Like a thriller, a lot of suspense is keeping the business community waiting for a verdict that has a potential to impact the competitiveness of major industries all over Europe and beyond. The UK aerospace and financial services industries are both examples of what is awaiting to soon unravel and trigger a redistribution of resources through inward and outward FDI.

The wings of Airbus civil aircraft may end up being trimmed and thousands of UK jobs displaced or shredded. Some of the most technologically intense supply chains may no longer be sustainable as their weakest link may be worsened by an unfavorable Brexit outcome. Similarly, the future of the European fighter may be jeopardized.

However, we may hope that the rivalry among Paris, Frankfurt, and Dublin may lead to a stronger EU that is less bureaucratic and more agile.

The UK’s ability to form and govern beneficial relationships with other actors, including other non-EU firms and individuals within a firm, may provide the UK economy an opportunity to strengthen its competitiveness at the global level. UK MNEs will be recombining, exchanging, and co-developing idiosyncratic shared resources between its own firms and its new foreign partners leading UK firm’s internal resources generate greater “internal rent” (Narula et al. 2017).

The performance of UK firms is at stake and it remains to be seen if the firms’ external social capital will free UK firms from the EU bureaucracy of its institutions and ultimately lead UK MNEs to higher level of competitiveness.

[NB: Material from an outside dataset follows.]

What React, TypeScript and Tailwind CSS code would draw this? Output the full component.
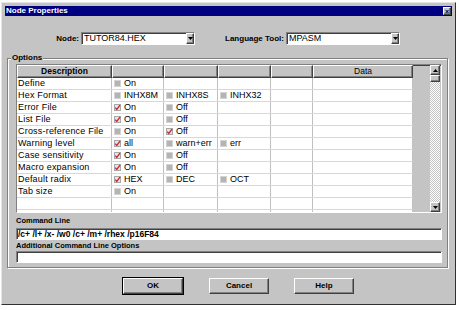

UK firms’ OA and OI are fully engaged in a spin that is accelerating as the uncertainty between a hard and soft Brexit still hangs above the UK economy. The UK government needs to slow down this “spin” and start working toward providing the strongest OI to its own MNEs as well as facilitating the reconfiguration of its industry’s supply chains’ I-specific advantages. The question will remain how much UK R-advantages (Dunning 2002, 2003, 2004) will bring back the UK economy to its golden age.